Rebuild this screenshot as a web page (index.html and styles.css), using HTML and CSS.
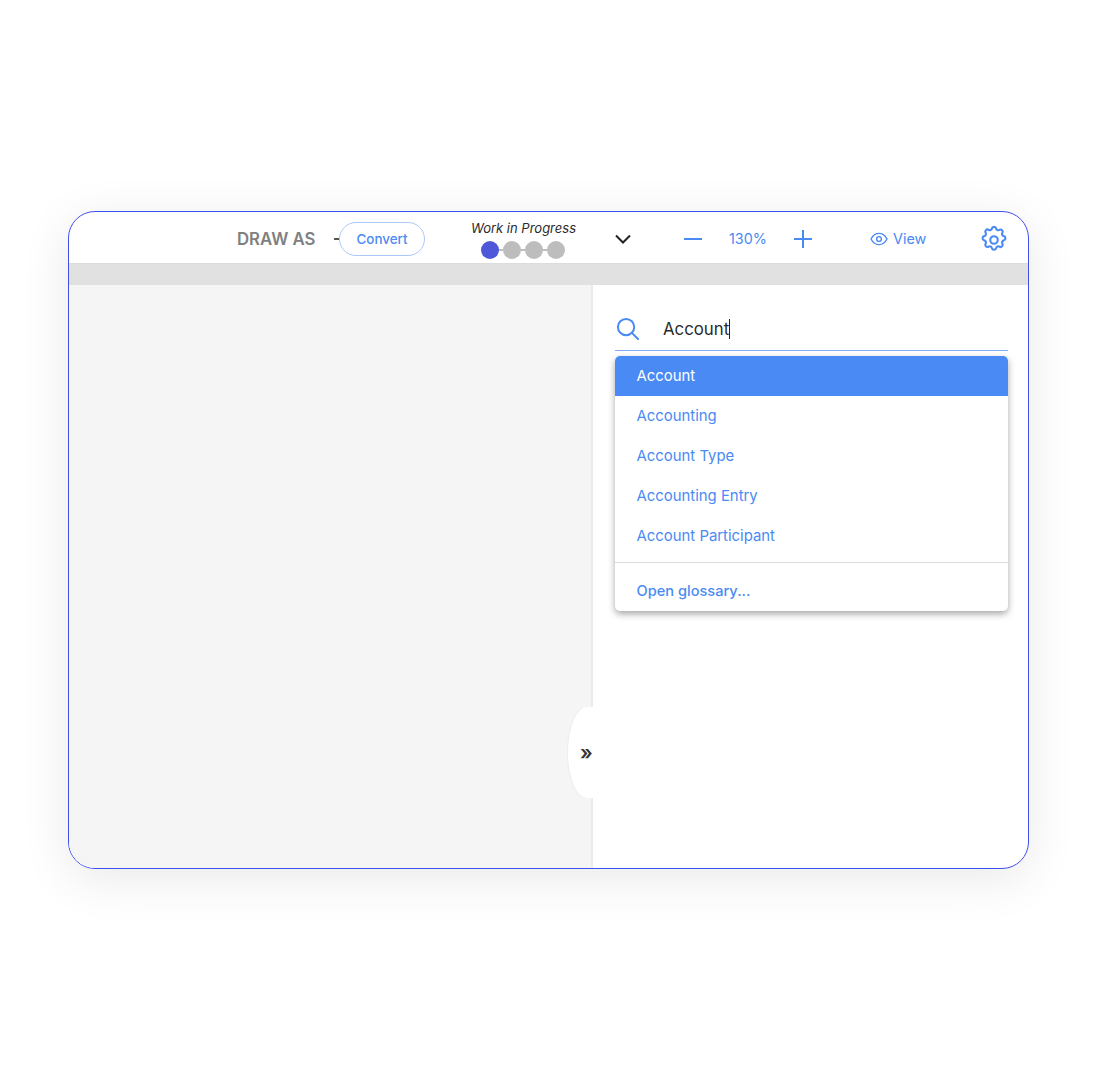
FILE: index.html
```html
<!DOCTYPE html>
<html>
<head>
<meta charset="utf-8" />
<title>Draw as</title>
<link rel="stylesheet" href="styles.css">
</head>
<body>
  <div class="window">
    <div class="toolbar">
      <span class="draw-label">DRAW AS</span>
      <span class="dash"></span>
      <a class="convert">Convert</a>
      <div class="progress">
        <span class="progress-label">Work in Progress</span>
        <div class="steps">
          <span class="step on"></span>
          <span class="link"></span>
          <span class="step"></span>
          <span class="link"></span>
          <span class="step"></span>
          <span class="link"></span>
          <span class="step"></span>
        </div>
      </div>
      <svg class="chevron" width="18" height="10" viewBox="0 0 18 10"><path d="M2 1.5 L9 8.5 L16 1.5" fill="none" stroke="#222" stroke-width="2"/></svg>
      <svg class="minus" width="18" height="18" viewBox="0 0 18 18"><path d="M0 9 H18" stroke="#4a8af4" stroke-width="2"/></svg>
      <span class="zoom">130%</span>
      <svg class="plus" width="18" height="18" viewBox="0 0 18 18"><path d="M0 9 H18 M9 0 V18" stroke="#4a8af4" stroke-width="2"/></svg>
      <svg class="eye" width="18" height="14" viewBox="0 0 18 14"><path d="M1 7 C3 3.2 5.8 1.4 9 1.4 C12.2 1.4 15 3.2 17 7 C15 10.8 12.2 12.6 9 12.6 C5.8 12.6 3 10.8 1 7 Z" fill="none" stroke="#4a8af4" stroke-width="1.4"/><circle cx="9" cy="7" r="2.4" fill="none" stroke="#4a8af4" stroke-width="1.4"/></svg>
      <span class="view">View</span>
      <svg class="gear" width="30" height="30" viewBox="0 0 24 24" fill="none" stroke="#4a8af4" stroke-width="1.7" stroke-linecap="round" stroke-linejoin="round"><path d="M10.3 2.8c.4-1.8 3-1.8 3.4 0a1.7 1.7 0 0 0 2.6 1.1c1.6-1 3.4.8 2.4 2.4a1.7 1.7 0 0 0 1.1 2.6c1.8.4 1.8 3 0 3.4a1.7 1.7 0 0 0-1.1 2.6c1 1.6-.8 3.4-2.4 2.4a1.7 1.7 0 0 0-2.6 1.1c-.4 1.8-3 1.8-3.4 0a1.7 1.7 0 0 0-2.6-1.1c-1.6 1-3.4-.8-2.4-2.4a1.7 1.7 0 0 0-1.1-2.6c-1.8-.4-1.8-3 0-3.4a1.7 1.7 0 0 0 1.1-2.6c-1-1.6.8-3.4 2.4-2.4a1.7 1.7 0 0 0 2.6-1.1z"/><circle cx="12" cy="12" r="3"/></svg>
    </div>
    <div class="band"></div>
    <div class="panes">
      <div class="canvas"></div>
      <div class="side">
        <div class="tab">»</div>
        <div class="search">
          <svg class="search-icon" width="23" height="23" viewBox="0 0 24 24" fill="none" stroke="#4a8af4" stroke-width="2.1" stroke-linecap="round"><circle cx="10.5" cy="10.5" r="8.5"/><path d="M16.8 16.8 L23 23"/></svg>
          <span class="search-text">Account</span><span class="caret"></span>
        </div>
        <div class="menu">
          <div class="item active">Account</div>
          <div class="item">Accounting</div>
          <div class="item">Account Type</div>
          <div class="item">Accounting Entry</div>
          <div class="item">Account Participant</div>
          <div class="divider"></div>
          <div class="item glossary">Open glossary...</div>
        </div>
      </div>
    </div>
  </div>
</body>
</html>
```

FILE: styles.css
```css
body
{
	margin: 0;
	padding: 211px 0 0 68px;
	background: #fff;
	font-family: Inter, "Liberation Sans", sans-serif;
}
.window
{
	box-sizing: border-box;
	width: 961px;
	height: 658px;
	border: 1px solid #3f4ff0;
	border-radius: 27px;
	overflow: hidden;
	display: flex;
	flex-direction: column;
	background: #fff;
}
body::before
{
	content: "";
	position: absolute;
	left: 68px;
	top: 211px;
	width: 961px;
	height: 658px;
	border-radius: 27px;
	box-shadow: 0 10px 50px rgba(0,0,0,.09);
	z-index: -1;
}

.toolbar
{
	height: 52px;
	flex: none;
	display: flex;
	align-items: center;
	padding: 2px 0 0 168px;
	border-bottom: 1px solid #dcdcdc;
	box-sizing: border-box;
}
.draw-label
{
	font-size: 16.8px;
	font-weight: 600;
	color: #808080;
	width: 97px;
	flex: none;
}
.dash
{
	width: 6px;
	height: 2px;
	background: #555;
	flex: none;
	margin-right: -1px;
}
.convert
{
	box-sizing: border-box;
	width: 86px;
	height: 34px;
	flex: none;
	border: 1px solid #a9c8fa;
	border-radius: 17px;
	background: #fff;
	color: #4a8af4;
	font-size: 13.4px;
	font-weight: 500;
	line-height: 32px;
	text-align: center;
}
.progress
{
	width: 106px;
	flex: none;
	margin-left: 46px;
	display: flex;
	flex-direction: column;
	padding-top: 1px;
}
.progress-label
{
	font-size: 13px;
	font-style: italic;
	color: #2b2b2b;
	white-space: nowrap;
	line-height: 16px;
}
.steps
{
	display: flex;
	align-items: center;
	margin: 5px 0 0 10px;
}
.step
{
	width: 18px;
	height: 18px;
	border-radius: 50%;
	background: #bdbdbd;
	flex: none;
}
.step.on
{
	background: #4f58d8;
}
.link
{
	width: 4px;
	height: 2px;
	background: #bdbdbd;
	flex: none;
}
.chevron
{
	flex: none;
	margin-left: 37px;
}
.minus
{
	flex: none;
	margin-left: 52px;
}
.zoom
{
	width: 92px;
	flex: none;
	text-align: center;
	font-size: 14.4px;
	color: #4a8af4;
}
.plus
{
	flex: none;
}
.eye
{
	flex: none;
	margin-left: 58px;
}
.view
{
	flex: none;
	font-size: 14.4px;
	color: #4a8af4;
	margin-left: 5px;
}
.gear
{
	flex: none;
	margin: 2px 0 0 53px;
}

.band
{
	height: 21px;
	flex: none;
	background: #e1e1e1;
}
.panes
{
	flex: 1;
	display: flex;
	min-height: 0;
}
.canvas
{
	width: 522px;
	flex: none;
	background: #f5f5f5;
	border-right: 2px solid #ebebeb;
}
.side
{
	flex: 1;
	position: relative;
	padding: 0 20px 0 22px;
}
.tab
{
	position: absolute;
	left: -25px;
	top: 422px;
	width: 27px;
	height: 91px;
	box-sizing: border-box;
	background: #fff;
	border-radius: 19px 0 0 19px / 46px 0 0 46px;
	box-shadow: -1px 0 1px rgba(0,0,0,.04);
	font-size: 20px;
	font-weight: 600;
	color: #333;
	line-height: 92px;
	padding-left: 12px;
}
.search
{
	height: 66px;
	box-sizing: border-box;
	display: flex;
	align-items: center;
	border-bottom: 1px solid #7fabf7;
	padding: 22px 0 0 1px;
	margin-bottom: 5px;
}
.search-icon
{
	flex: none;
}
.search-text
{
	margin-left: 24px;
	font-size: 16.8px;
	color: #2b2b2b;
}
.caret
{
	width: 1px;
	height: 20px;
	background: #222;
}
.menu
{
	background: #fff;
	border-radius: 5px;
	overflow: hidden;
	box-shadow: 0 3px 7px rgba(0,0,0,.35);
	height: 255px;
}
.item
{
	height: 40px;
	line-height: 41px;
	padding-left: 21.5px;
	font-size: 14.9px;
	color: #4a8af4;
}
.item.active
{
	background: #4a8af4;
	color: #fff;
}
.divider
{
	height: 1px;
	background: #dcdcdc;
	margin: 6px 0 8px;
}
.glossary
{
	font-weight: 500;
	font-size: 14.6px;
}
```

__________

- [Exercise prompt]
Every line of the data should be copied as it stands, without the images.

- [Worked solution]
Rebuild this screenshot as a web page (index.html and styles.css), using HTML and CSS.
FILE: index.html
```html
<!DOCTYPE html>
<html>
<head>
<meta charset="utf-8" />
<title>Draw as</title>
<link rel="stylesheet" href="styles.css">
</head>
<body>
  <div class="window">
    <div class="toolbar">
      <span class="draw-label">DRAW AS</span>
      <span class="dash"></span>
      <a class="convert">Convert</a>
      <div class="progress">
        <span class="progress-label">Work in Progress</span>
        <div class="steps">
          <span class="step on"></span>
          <span class="link"></span>
          <span class="step"></span>
          <span class="link"></span>
          <span class="step"></span>
          <span class="link"></span>
          <span class="step"></span>
        </div>
      </div>
      <svg class="chevron" width="18" height="10" viewBox="0 0 18 10"><path d="M2 1.5 L9 8.5 L16 1.5" fill="none" stroke="#222" stroke-width="2"/></svg>
      <svg class="minus" width="18" height="18" viewBox="0 0 18 18"><path d="M0 9 H18" stroke="#4a8af4" stroke-width="2"/></svg>
      <span class="zoom">130%</span>
      <svg class="plus" width="18" height="18" viewBox="0 0 18 18"><path d="M0 9 H18 M9 0 V18" stroke="#4a8af4" stroke-width="2"/></svg>
      <svg class="eye" width="18" height="14" viewBox="0 0 18 14"><path d="M1 7 C3 3.2 5.8 1.4 9 1.4 C12.2 1.4 15 3.2 17 7 C15 10.8 12.2 12.6 9 12.6 C5.8 12.6 3 10.8 1 7 Z" fill="none" stroke="#4a8af4" stroke-width="1.4"/><circle cx="9" cy="7" r="2.4" fill="none" stroke="#4a8af4" stroke-width="1.4"/></svg>
      <span class="view">View</span>
      <svg class="gear" width="30" height="30" viewBox="0 0 24 24" fill="none" stroke="#4a8af4" stroke-width="1.7" stroke-linecap="round" stroke-linejoin="round"><path d="M10.3 2.8c.4-1.8 3-1.8 3.4 0a1.7 1.7 0 0 0 2.6 1.1c1.6-1 3.4.8 2.4 2.4a1.7 1.7 0 0 0 1.1 2.6c1.8.4 1.8 3 0 3.4a1.7 1.7 0 0 0-1.1 2.6c1 1.6-.8 3.4-2.4 2.4a1.7 1.7 0 0 0-2.6 1.1c-.4 1.8-3 1.8-3.4 0a1.7 1.7 0 0 0-2.6-1.1c-1.6 1-3.4-.8-2.4-2.4a1.7 1.7 0 0 0-1.1-2.6c-1.8-.4-1.8-3 0-3.4a1.7 1.7 0 0 0 1.1-2.6c-1-1.6.8-3.4 2.4-2.4a1.7 1.7 0 0 0 2.6-1.1z"/><circle cx="12" cy="12" r="3"/></svg>
    </div>
    <div class="band"></div>
    <div class="panes">
      <div class="canvas"></div>
      <div class="side">
        <div class="tab">»</div>
        <div class="search">
          <svg class="search-icon" width="23" height="23" viewBox="0 0 24 24" fill="none" stroke="#4a8af4" stroke-width="2.1" stroke-linecap="round"><circle cx="10.5" cy="10.5" r="8.5"/><path d="M16.8 16.8 L23 23"/></svg>
          <span class="search-text">Account</span><span class="caret"></span>
        </div>
        <div class="menu">
          <div class="item active">Account</div>
          <div class="item">Accounting</div>
          <div class="item">Account Type</div>
          <div class="item">Accounting Entry</div>
          <div class="item">Account Participant</div>
          <div class="divider"></div>
          <div class="item glossary">Open glossary...</div>
        </div>
      </div>
    </div>
  </div>
</body>
</html>
```

FILE: styles.css
```css
body
{
	margin: 0;
	padding: 211px 0 0 68px;
	background: #fff;
	font-family: Inter, "Liberation Sans", sans-serif;
}
.window
{
	box-sizing: border-box;
	width: 961px;
	height: 658px;
	border: 1px solid #3f4ff0;
	border-radius: 27px;
	overflow: hidden;
	display: flex;
	flex-direction: column;
	background: #fff;
}
body::before
{
	content: "";
	position: absolute;
	left: 68px;
	top: 211px;
	width: 961px;
	height: 658px;
	border-radius: 27px;
	box-shadow: 0 10px 50px rgba(0,0,0,.09);
	z-index: -1;
}

.toolbar
{
	height: 52px;
	flex: none;
	display: flex;
	align-items: center;
	padding: 2px 0 0 168px;
	border-bottom: 1px solid #dcdcdc;
	box-sizing: border-box;
}
.draw-label
{
	font-size: 16.8px;
	font-weight: 600;
	color: #808080;
	width: 97px;
	flex: none;
}
.dash
{
	width: 6px;
	height: 2px;
	background: #555;
	flex: none;
	margin-right: -1px;
}
.convert
{
	box-sizing: border-box;
	width: 86px;
	height: 34px;
	flex: none;
	border: 1px solid #a9c8fa;
	border-radius: 17px;
	background: #fff;
	color: #4a8af4;
	font-size: 13.4px;
	font-weight: 500;
	line-height: 32px;
	text-align: center;
}
.progress
{
	width: 106px;
	flex: none;
	margin-left: 46px;
	display: flex;
	flex-direction: column;
	padding-top: 1px;
}
.progress-label
{
	font-size: 13px;
	font-style: italic;
	color: #2b2b2b;
	white-space: nowrap;
	line-height: 16px;
}
.steps
{
	display: flex;
	align-items: center;
	margin: 5px 0 0 10px;
}
.step
{
	width: 18px;
	height: 18px;
	border-radius: 50%;
	background: #bdbdbd;
	flex: none;
}
.step.on
{
	background: #4f58d8;
}
.link
{
	width: 4px;
	height: 2px;
	background: #bdbdbd;
	flex: none;
}
.chevron
{
	flex: none;
	margin-left: 37px;
}
.minus
{
	flex: none;
	margin-left: 52px;
}
.zoom
{
	width: 92px;
	flex: none;
	text-align: center;
	font-size: 14.4px;
	color: #4a8af4;
}
.plus
{
	flex: none;
}
.eye
{
	flex: none;
	margin-left: 58px;
}
.view
{
	flex: none;
	font-size: 14.4px;
	color: #4a8af4;
	margin-left: 5px;
}
.gear
{
	flex: none;
	margin: 2px 0 0 53px;
}

.band
{
	height: 21px;
	flex: none;
	background: #e1e1e1;
}
.panes
{
	flex: 1;
	display: flex;
	min-height: 0;
}
.canvas
{
	width: 522px;
	flex: none;
	background: #f5f5f5;
	border-right: 2px solid #ebebeb;
}
.side
{
	flex: 1;
	position: relative;
	padding: 0 20px 0 22px;
}
.tab
{
	position: absolute;
	left: -25px;
	top: 422px;
	width: 27px;
	height: 91px;
	box-sizing: border-box;
	background: #fff;
	border-radius: 19px 0 0 19px / 46px 0 0 46px;
	box-shadow: -1px 0 1px rgba(0,0,0,.04);
	font-size: 20px;
	font-weight: 600;
	color: #333;
	line-height: 92px;
	padding-left: 12px;
}
.search
{
	height: 66px;
	box-sizing: border-box;
	display: flex;
	align-items: center;
	border-bottom: 1px solid #7fabf7;
	padding: 22px 0 0 1px;
	margin-bottom: 5px;
}
.search-icon
{
	flex: none;
}
.search-text
{
	margin-left: 24px;
	font-size: 16.8px;
	color: #2b2b2b;
}
.caret
{
	width: 1px;
	height: 20px;
	background: #222;
}
.menu
{
	background: #fff;
	border-radius: 5px;
	overflow: hidden;
	box-shadow: 0 3px 7px rgba(0,0,0,.35);
	height: 255px;
}
.item
{
	height: 40px;
	line-height: 41px;
	padding-left: 21.5px;
	font-size: 14.9px;
	color: #4a8af4;
}
.item.active
{
	background: #4a8af4;
	color: #fff;
}
.divider
{
	height: 1px;
	background: #dcdcdc;
	margin: 6px 0 8px;
}
.glossary
{
	font-weight: 500;
	font-size: 14.6px;
}
```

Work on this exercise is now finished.